• EXERCISE BRIEF: Filter the entries that follow, copying every line in which the word "styles" appears.

• STORED DATA:
•••••

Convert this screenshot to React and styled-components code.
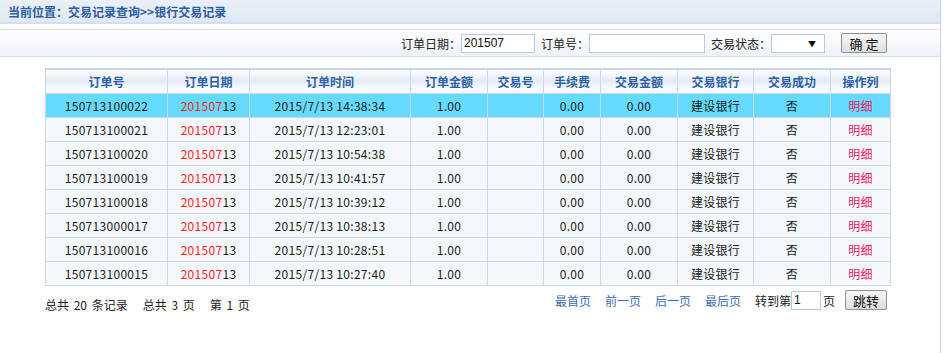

•••••

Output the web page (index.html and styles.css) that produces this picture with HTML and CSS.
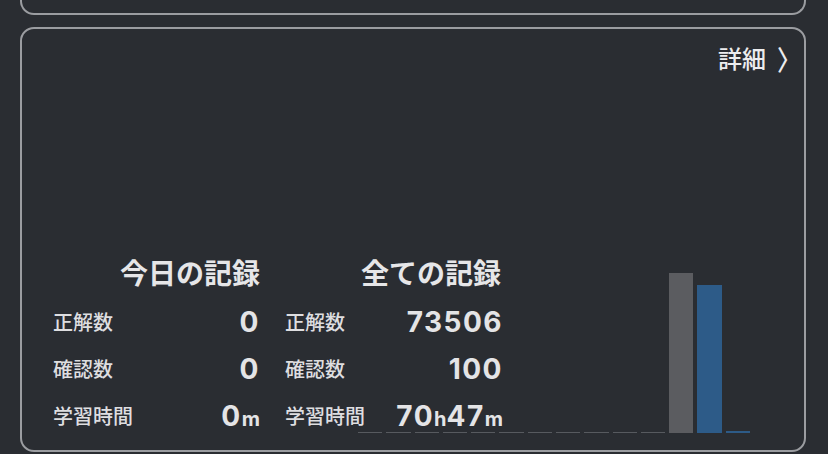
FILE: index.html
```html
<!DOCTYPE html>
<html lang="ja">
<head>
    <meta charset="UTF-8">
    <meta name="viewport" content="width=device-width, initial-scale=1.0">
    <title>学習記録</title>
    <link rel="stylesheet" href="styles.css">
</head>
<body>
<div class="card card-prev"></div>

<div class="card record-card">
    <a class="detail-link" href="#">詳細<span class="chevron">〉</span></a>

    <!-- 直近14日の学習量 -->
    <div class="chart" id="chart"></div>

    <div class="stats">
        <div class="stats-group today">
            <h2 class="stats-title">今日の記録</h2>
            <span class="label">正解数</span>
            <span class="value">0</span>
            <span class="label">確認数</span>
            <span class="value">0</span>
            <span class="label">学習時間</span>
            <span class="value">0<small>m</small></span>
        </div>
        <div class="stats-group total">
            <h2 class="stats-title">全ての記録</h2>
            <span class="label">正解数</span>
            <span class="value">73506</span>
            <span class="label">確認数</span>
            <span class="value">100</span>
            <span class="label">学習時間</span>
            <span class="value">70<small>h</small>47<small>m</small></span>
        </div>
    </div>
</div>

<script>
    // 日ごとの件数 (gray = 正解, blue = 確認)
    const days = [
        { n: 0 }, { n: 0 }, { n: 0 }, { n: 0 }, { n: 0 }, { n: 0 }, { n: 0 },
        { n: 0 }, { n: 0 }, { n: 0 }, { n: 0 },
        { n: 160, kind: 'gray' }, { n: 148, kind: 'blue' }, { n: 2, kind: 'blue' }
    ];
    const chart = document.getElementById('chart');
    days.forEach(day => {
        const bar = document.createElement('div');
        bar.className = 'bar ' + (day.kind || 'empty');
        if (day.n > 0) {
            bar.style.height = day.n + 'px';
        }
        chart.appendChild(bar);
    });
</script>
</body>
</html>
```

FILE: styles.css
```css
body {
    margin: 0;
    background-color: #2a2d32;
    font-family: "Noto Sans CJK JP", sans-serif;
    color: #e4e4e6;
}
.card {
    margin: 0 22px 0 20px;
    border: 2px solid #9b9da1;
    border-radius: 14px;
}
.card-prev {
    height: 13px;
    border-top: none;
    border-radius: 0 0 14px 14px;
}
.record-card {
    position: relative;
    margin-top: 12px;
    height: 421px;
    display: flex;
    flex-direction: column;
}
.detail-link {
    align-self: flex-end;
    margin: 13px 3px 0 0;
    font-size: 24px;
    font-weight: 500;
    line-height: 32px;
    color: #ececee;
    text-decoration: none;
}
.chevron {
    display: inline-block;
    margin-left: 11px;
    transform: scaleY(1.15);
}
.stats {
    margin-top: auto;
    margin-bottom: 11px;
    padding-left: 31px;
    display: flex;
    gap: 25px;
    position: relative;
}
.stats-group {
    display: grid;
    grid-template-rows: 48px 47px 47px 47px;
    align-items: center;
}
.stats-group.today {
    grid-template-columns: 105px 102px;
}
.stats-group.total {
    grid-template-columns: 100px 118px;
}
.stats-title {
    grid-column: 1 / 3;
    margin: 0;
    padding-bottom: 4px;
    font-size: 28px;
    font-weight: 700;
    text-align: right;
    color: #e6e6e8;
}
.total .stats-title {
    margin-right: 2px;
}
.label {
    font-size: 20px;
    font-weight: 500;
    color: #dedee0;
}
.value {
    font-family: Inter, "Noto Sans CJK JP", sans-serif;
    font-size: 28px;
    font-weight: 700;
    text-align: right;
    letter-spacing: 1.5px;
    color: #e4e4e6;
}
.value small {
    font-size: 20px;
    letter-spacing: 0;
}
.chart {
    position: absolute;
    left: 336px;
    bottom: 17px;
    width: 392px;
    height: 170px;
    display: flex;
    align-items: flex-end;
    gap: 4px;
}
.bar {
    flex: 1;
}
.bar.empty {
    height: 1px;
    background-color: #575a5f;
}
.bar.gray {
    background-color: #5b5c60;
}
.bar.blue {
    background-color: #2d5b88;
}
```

•••••

• COMPLETE OUTPUT:
Output the web page (index.html and styles.css) that produces this picture with HTML and CSS.
    <link rel="stylesheet" href="styles.css">
FILE: styles.css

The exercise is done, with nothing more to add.